Monday, August 1, 2011

How long will my cell phone work in a power outage?

Having lived through the Great Northeast Power Outage of 2004, one thing that struck me was the that some peoples' cellphones stopped working immediately (i.e. couldn't find a tower) and some kept on working throughout the outage. That was 2004: in 2010, with our daily reliance on cell phones and smartphones for communications, one would image that cell towers would as standard practice have power backup to last at least a couple of days. However, this may be over optimistic. In 2008 a proposal by the FCC to require cellular carriers to have 8 hours power backup on their towers (yes, that's just 8 hours!) was fiercely resisted by the cellphone carriers on the basis that it would be impossibly expensive to implement, and was subsequently nixed by the White House.

Of course the most useful information would be to know what provisions different carriers take to keep their sites going in a power outage, but this information seems almost impossible to find. Anecdotally, most towers seem to be active for several hours in a power outage, but this seems to vary widely by region and carrier. There are some encouraging signs for the future though: for example T-mobile just installed their first grid-independent solar powered cellular tower.

Does anyone have any clues on this one? Either experience as a user or actual knowledge of what particular companies' policies are? If so, please leave a comment!


  1. Great question & discussion. But we also need to look at power for our cell phones themselves, should infrastructure somehow be available. My newish Android, particularly, has horrific battery life.
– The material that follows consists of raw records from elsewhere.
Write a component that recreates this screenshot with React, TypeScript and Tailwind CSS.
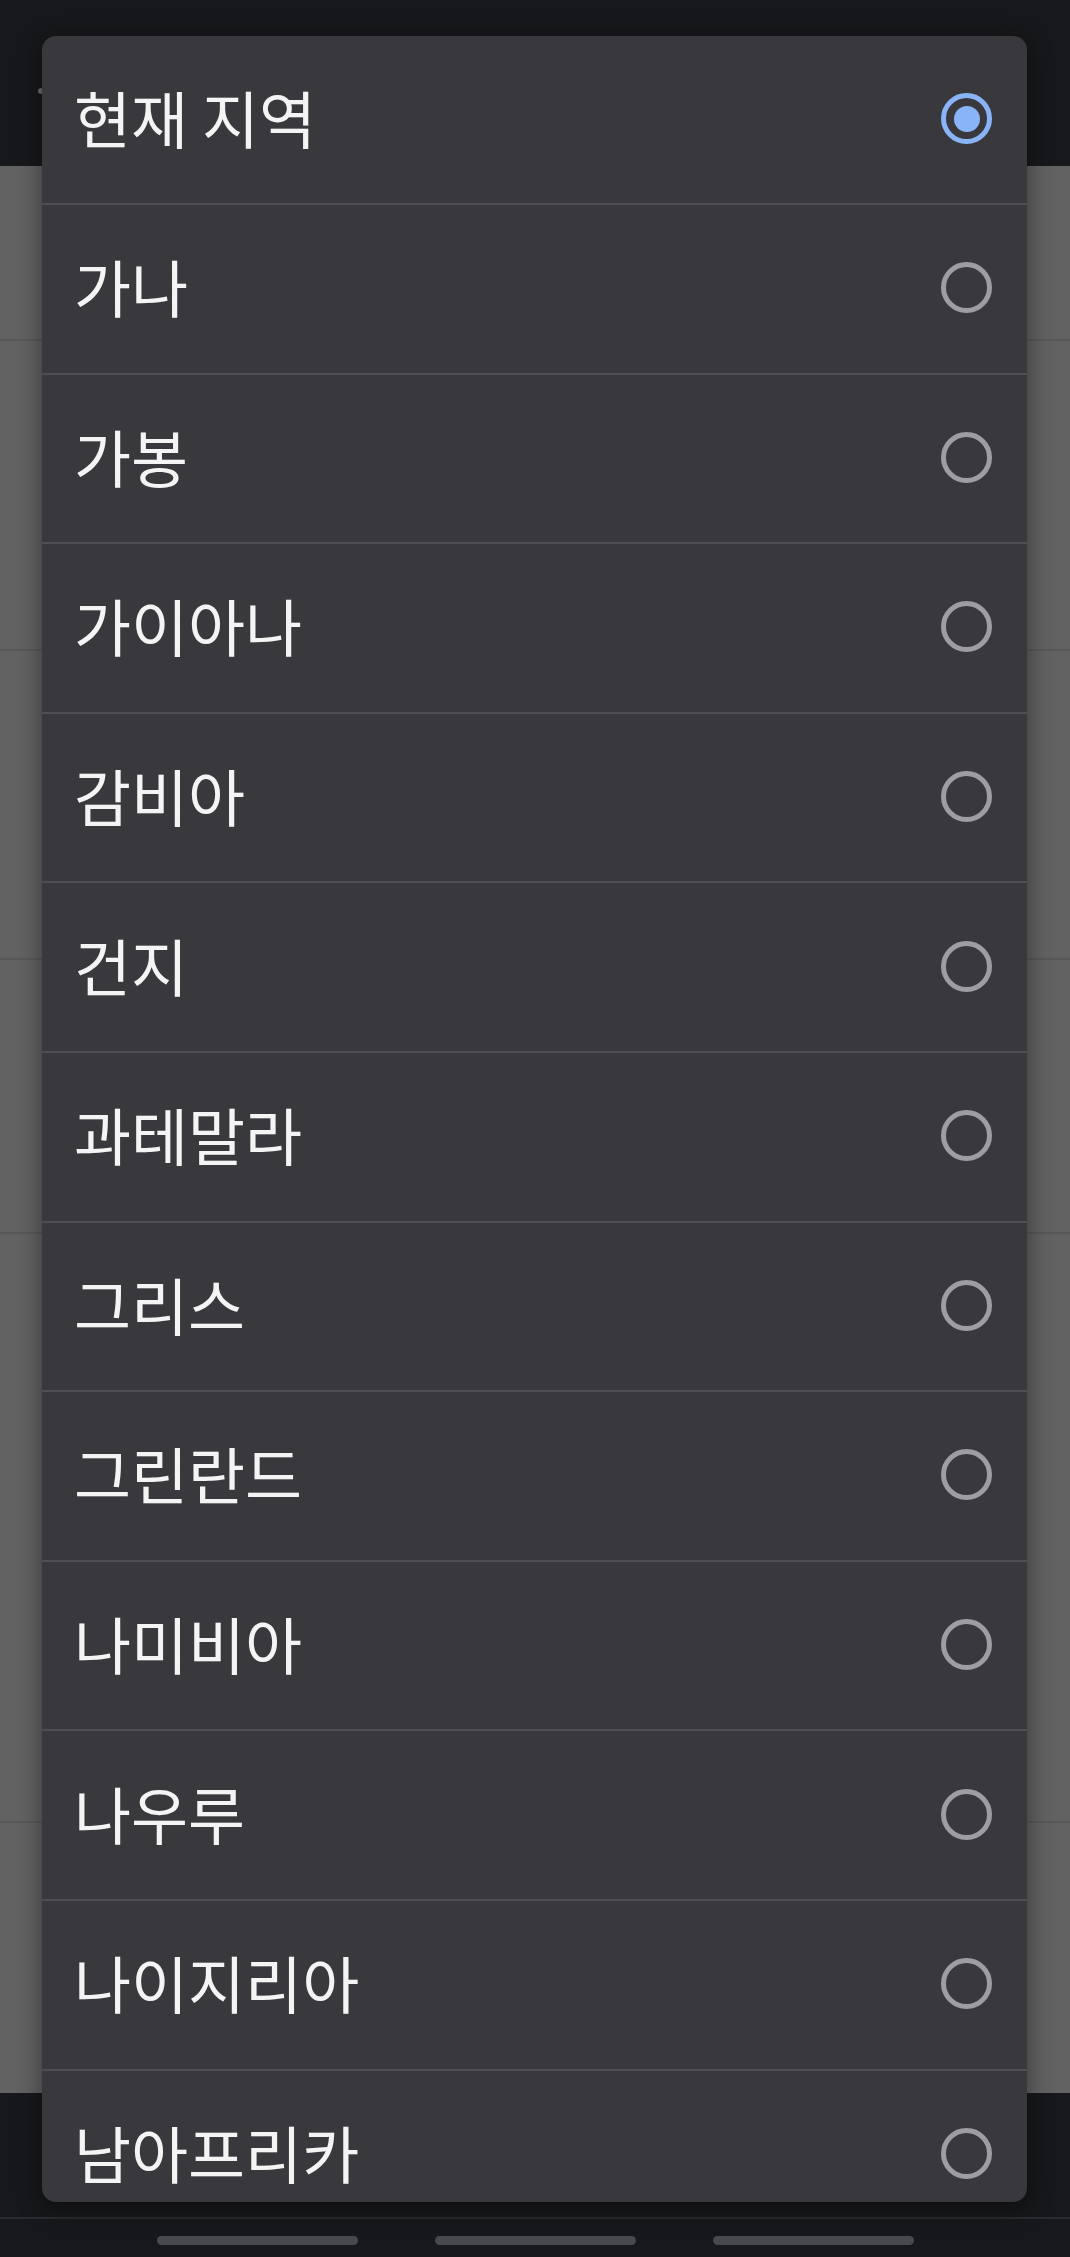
import React from "react";

const regions = [
  "현재 지역",
  "가나",
  "가봉",
  "가이아나",
  "감비아",
  "건지",
  "과테말라",
  "그리스",
  "그린란드",
  "나미비아",
  "나우루",
  "나이지리아",
  "남아프리카",
];

function Radio({ checked }: { checked: boolean }) {
  if (checked) {
    return (
      <span className="flex size-[51px] items-center justify-center rounded-full border-[5px] border-[#8ab4f8]">
        <span className="size-[26px] rounded-full bg-[#8ab4f8]" />
      </span>
    );
  }
  return <span className="size-[51px] rounded-full border-[5px] border-[#9d9ea2]" />;
}

export default function App() {
  const selected = 0;
  return (
    <div
      className="relative h-[2257px] w-[1070px] overflow-hidden bg-[#626262]"
      style={{ fontFamily: '"Noto Sans CJK KR", "Noto Sans", sans-serif' }}
    >
      {/* page behind the dimmed overlay */}
      <div className="flex h-full flex-col">
        <div className="relative h-[166px] bg-[#17181b]">
          <span className="absolute left-[38px] top-[88px] size-[6px] rounded-full bg-[#6b6b6e]" />
        </div>
        <div className="flex flex-1 flex-col">
          <div className="h-[175px] border-b-2 border-[#585858]" />
          <div className="h-[310px] border-b-2 border-[#585858]" />
          <div className="h-[309px] border-b-2 border-[#585858]" />
          <div className="h-[274px] border-b-2 border-[#585858]" />
          <div className="h-[589px] border-b-2 border-[#585858]" />
          <div className="flex-1" />
        </div>
        <div className="flex h-[164px] flex-col bg-[#17181b]">
          <div className="h-[124px]" />
          <div className="flex flex-1 items-start justify-center gap-[77px] border-t-2 border-[#2a2b2e] pt-[17px]">
            <span className="h-[9px] w-[201px] rounded-full bg-[#48494c]" />
            <span className="h-[9px] w-[201px] rounded-full bg-[#48494c]" />
            <span className="h-[9px] w-[201px] rounded-full bg-[#48494c]" />
          </div>
        </div>
      </div>

      {/* region picker dialog */}
      <div className="absolute left-[42px] top-[36px] h-[2166px] w-[985px] overflow-hidden rounded-[14px] bg-[#39383d] shadow-[0_6px_24px_rgba(0,0,0,0.45)]">
        {regions.map((name, i) => (
          <div
            key={name}
            className={
              "flex shrink-0 items-center justify-between pl-[32px] pr-[35px] " +
              (i > 0 ? "h-[169.6px] border-t-2 border-[#4f4e53]" : "h-[167px]")
            }
          >
            <span className="mb-[5px] text-[62px] leading-none text-[#f4f4f4]">{name}</span>
            <span className="mb-[2px] flex">
              <Radio checked={i === selected} />
            </span>
          </div>
        ))}
      </div>
    </div>
  );
}
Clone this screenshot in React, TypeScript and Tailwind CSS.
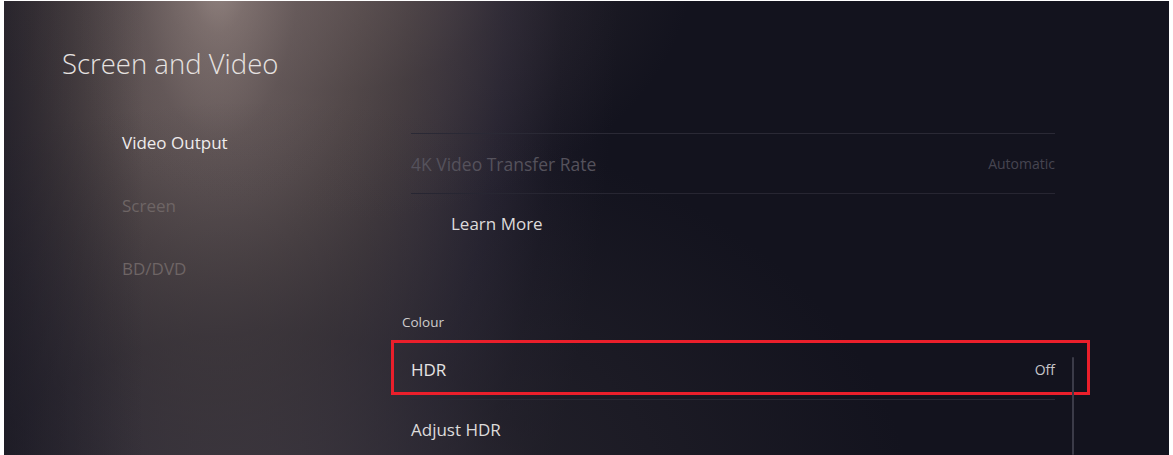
import React from 'react'

const navItems = [
    { label: "Video Output", active: true },
    { label: "Screen", active: false },
    { label: "BD/DVD", active: false },
];

const App = () => {
    return (
        <div className="w-[1173px] h-[455px] bg-white pl-[4px] pr-[4px] pt-[1px] font-['Open_Sans',sans-serif]">
            <div className="relative h-[454px] overflow-hidden flex bg-[#13131e] bg-[linear-gradient(to_right,rgba(22,21,30,0.5)_0px,rgba(22,21,30,0)_140px),radial-gradient(ellipse_360px_260px_at_330px_-40px,rgba(110,96,96,0.45)_0%,rgba(80,70,72,0.25)_50%,rgba(19,19,30,0)_100%),radial-gradient(ellipse_650px_420px_at_260px_520px,rgba(62,57,64,0.75)_0%,rgba(45,42,50,0.5)_45%,rgba(19,19,30,0)_100%),radial-gradient(ellipse_400px_900px_at_215px_-40px,#b4a49e_0%,#8a7b78_8%,#675b5b_20%,#524849_36%,#433b3f_48%,#37313a_58%,#252230_72%,#181723_86%,#13131e_100%)]">
                {/* left column */}
                <div className="w-[387px] shrink-0">
                    <h1 className="pl-[58px] pt-[45px] text-[27.5px] leading-[36px] font-light text-[#e6e2e0]">Screen and Video</h1>
                    <nav className="pl-[118px] pt-[49px] flex flex-col gap-[39px]">
                        {navItems.map((item) => (
                            <div key={item.label}
                                className={item.active ? "text-[17px] leading-[24px] text-[#eeecec]" : "text-[17px] leading-[24px] text-[#6e6565]"}>
                                {item.label}
                            </div>
                        ))}
                    </nav>
                </div>

                {/* right column */}
                <div className="w-[699px] shrink-0 pt-[132px]">
                    <div className="ml-[20px] w-[644px] h-[60px] border-t border-[#2a2935] flex items-center justify-between">
                        <span className="text-[17.5px] leading-[24px] text-[#55525c]">4K Video Transfer Rate</span>
                        <span className="text-[14px] leading-[20px] text-[#464551]">Automatic</span>
                    </div>
                    <div className="ml-[20px] w-[644px] h-[60px] border-t border-[#272632] flex items-center pl-[40px]">
                        <span className="text-[17px] leading-[24px] text-[#dddbdb]">Learn More</span>
                    </div>
                    <div className="pl-[11px] pt-[59px] pb-[8px] text-[13.5px] leading-[20px] text-[#cfcdcd]">Colour</div>
                    <div className="h-[55px] border-[3px] border-[#ea1f2b] flex items-center justify-between pl-[17px] pr-[32px] pt-[5px]">
                        <span className="text-[17px] leading-[24px] text-[#e6e4e4]">HDR</span>
                        <span className="text-[14px] leading-[20px] text-[#c8c6ca]">Off</span>
                    </div>
                    <div className="mt-[4px] ml-[20px] w-[644px] h-[60px] border-t border-[#2a2935] flex items-center">
                        <span className="text-[17px] leading-[24px] text-[#dddbdb]">Adjust HDR</span>
                    </div>
                </div>

                {/* scrollbar */}
                <div className="absolute left-[1068px] top-[356px] bottom-0 w-[2px] rounded-full bg-[#3b3b48]"></div>
            </div>
        </div>
    )
}

export default App
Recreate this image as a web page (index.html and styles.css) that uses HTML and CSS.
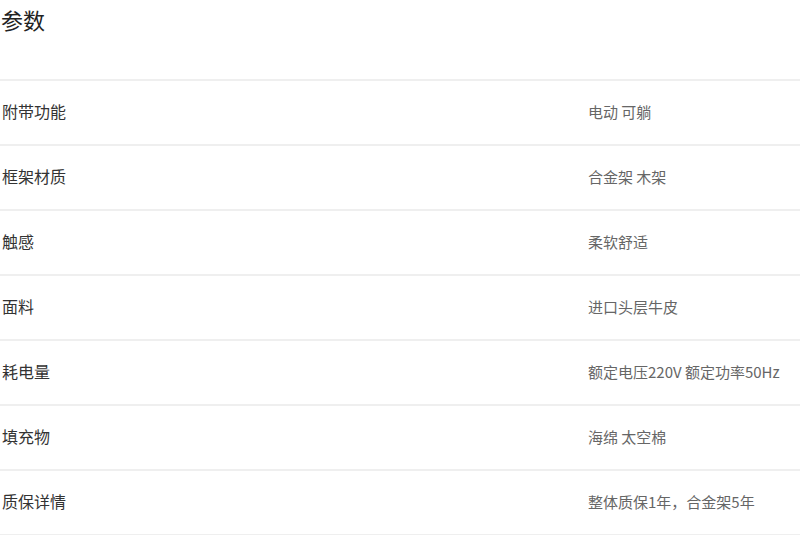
FILE: index.html
```html
<!DOCTYPE html>
<html lang="zh">
<head>
<meta charset="utf-8">
<link rel="stylesheet" href="styles.css">
</head>
<body>
<div class="params">
  <h2 class="title">参数</h2>
  <div class="row"><div class="label">附带功能</div><div class="value">电动 可躺</div></div>
  <div class="row"><div class="label">框架材质</div><div class="value">合金架 木架</div></div>
  <div class="row"><div class="label">触感</div><div class="value">柔软舒适</div></div>
  <div class="row"><div class="label">面料</div><div class="value">进口头层牛皮</div></div>
  <div class="row"><div class="label">耗电量</div><div class="value">额定电压220V 额定功率50Hz</div></div>
  <div class="row"><div class="label">填充物</div><div class="value">海绵 太空棉</div></div>
  <div class="row"><div class="label">质保详情</div><div class="value">整体质保1年，合金架5年</div></div>
</div>
</body>
</html>
```
FILE: styles.css
```css
html, body {
  margin: 0;
  padding: 0;
  background: #fff;
}
body {
  font-family: "Noto Sans CJK SC", "Microsoft YaHei", sans-serif;
}
.params {
  width: 800px;
}
.title {
  margin: 0;
  height: 81px;
  box-sizing: border-box;
  padding: 4px 0 0 1px;
  font-size: 22px;
  line-height: 30px;
  font-weight: normal;
  color: #222;
  border-bottom: 2px solid #efefef;
}
.row {
  display: flex;
  align-items: center;
  height: 65px;
  box-sizing: border-box;
  padding-bottom: 3px;
  border-bottom: 2px solid #efefef;
}
.label {
  width: 588px;
  padding-left: 2px;
  box-sizing: border-box;
  font-size: 16px;
  color: #333;
}
.value {
  font-size: 15px;
  color: #666;
}
```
I have two highly portable solar chargers for our cell phones; one of which also has a crank generator. (and spare batteries) Admittedly, these are of little good without an infrastructure behind them.

  2. Most of the cell phones work for 24-48 hours when fully charged. But it is usually never sufficient, if you're going to a place where no power connection is available. Solar chargers can come in quite handy in such situations.

  3. we should have a spare batteries with us specially if we are in out of town cause in times of emergencies we can use the other one if we are ran out of cellphone batteries..its very important to have phones and also a spare one..

    Computer Franchise

  4. Well, that was a bummer. Cellphones should be allowed to run for lengths, without its energies depleting. Moreover, they can be far better maintained and of a higher quality. That is always a likely scenario.